Making sure that the temperature of the fuel is not too cold is another thing pilots must monitor. If the fuel cools down too much, its flow can be restricted due to waxing. If this happens, pilots can rectify the situation by descending, or by increasing the aircraft’s speed (and, thus, its skin temperature). However, this isn’t a particularly frequent occurrence, as engine oil helps fuel retain heat.
Don’t forget the paperwork
While one of the pilots monitors all the gauges, the other will be busy taking care of the paperwork. Before the flight, the pilots are given a written flight plan. Anything that deviates from this must be written down as notes.
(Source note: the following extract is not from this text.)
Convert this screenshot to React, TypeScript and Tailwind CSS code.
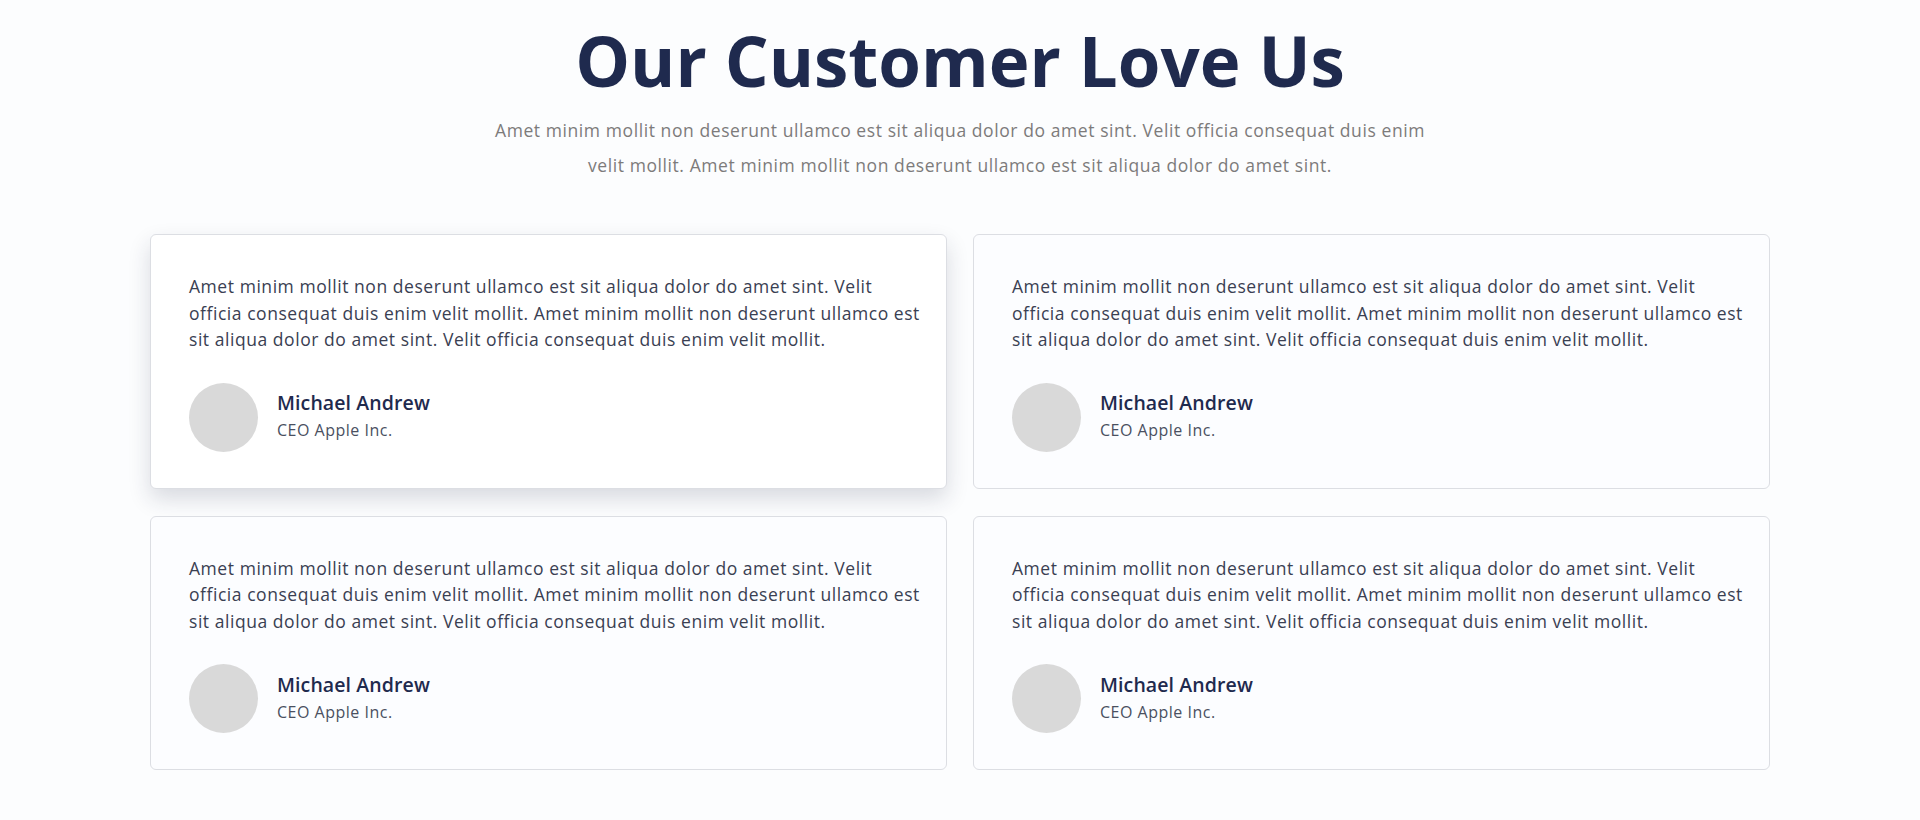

From the flight plan and notes, you should be able to recreate the flight as it occurred.
Regarding meals, the pilots wait until the passengers have been served and then eat separately. They do this so that there is always one person at the controls. For long flights over twelve hours, there are one or two relief pilots onboard so that the two pilots who performed the takeoff can take a break and get some sleep or relax. There are just two pilots on short long-haul flights of eight or nine hours. The only opportunity they get to leave their seats and stretch their legs is when they go to the bathroom. While the middle part of the flight is less eventful, the workload increases as the plane approaches its destination in preparation for landing.